Potes e vasos, foto do autor, Rakhígharí, Índia, janeiro 2025
Foi durante uma visita ao acervo do Museu Nacional em Delhi que me deparei com uma das peças mais importantes do local: o esqueleto de uma mulher drávida, encontrado em Rakhígharí. Eu já conhecia nomes como Harappa, Mohenjo-Daro, Dholavira e Lothal, mas Rakhígharí jamais havia estado no meu radar. Ao pesquisar, descobri que o sítio ficava na Índia, a poucas horas da capital, o que tornava a visita possível já que tinha na programação daquele começo de ano uma viagem para a Índia junto com as viajantes e também professoras do DeRose Method, Fernanda Neis e Terezinha Dias,
Antes de ir, tive contato com o trabalho da jovem arqueóloga Disha Ahluwalia (vale a pena seguir @dishaahluwalia no Instagram), que vem revelando os novos achados de Rakhígharí reforçando a Índia como berço de um dos sítios arqueológicos mais importantes do Neolítico.
Saímos cedo de Delhi em uma jornada de quatro horas — menos de 150 km de distância. Por volta das 10h30 da manhã chegamos a um pequeno vilarejo de construções simples e vida rural. Não pude evitar o pensamento: talvez, há cinco mil anos, os habitantes dali desfrutassem de melhores condições do que os moradores atuais.
Fomos recebidos pela arqueóloga Garima Tiwari, que nos ofereceu uma verdadeira aula enquanto caminhávamos pelo vasto sítio de mais de 500 hectares. Ela destacou que Mohenjo-Daro e Harappa representam o coração de uma civilização grandiosa, e que o próprio nome "Índia" deriva do rio Indo, em cuja bacia floresceu a Civilização Harappiana. Ela ressaltou que trabalhar em campo, em contato direto com os objetos, é muito diferente de observar peças atrás de vitrines em museus. Ao final, ainda fomos convidados a almoçar no acampamento e gravamos uma entrevista com Garima.
A relevância do sítio arqueológico de Rakhígharí
Para Garima, todos os sítios da Civilização Harappiana têm importância, mas Rakhígharíocupa um lugar especial por permitir o contato direto com peças de valor inestimável. Profissões como arquitetos, engenheiros, artesãos e ceramistas — tão familiares a nós — têm raízes nessas sociedades sedentárias do Neolítico.
As escavações mais recentes revelaram estruturas de tijolos de barro secos ao sol, típicos de Rakhígharí, que ajudavam a manter as casas frescas no verão e aquecidas no inverno. Tijolos cozidos eram reservados para obras de contenção de água, tornando-as impermeáveis. O sistema sanitário também impressiona: uma intrincada rede de esgotos e canais de distribuição de água, sofisticadíssima para algo erguido há 5 ou 6 milênios.

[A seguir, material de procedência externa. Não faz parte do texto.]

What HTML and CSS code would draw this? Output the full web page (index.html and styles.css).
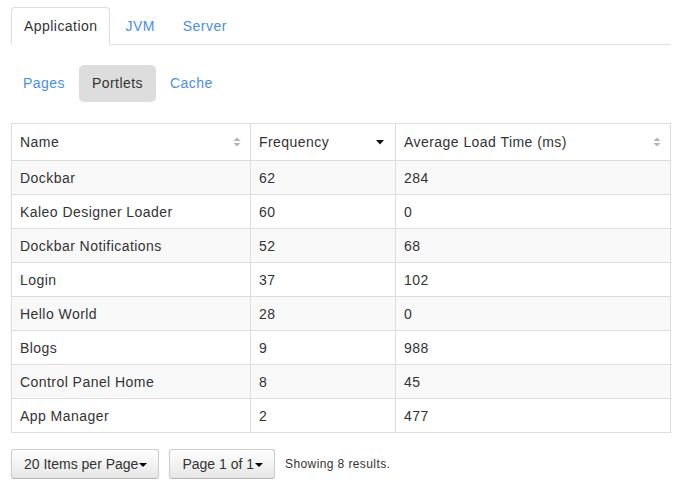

Outro destaque é a padronização de pesos e medidas e a precisão nas proporções dos tijolos, o que garantia construções sólidas. Um muro de mais de um metro de largura, revelado nas escavações, mostra o grau de planejamento urbano. Foram encontradas ainda contas de lápis-lazúli vindas do atual Afeganistão e fios de seda usados em adornos, indicando intensa rede comercial que incluía a China.
Uma sociedade pacífica de tradição matriarcal
Entre os aspectos mais fascinantes está a ausência de grandes templos ou construções ligadas a sacerdotes e soberanos. Isso reforça a ideia de uma sociedade igualitária, com crenças e ritos muito distintos dos que estamos acostumados a imaginar.

Em Harappa e Mohenjo-Daro, por exemplo, foram encontrados símbolos de veneração à Deusa Mãe, representando respeito à mulher, devoção à natureza e culto à fertilidade. Quando perguntamos a Garima se Rakhigarhi poderia ter sido uma sociedade não-guerreira, ela lembrou que não há muitos vestígios de armas ou artefatos bélicos, o que sugere que esse povo não se inclinava para a guerra.
Olhar para o futuro nos inspirando no passado

Rakhigarhi se impõe como um marco da arqueologia indiana, ampliando o legado da Civilização Harappiana para além dos famosos sítios hoje no Paquistão. Mais do que isso, provoca uma reflexão: costumamos acreditar que vivemos na era mais avançada da humanidade, mas há cinco ou seis mil anos já existiam cidades planejadas, sistemas de água e saneamento, comércio internacional e sociedades organizadas de forma sofisticada. Havia também outras formas de criar os filhos, de gerir os afetos e de distribuir recursos, em modelos mais igualitários. Talvez a verdadeira pergunta não seja apenas o quanto evoluímos desde então, mas também o que deixamos para trás no caminho.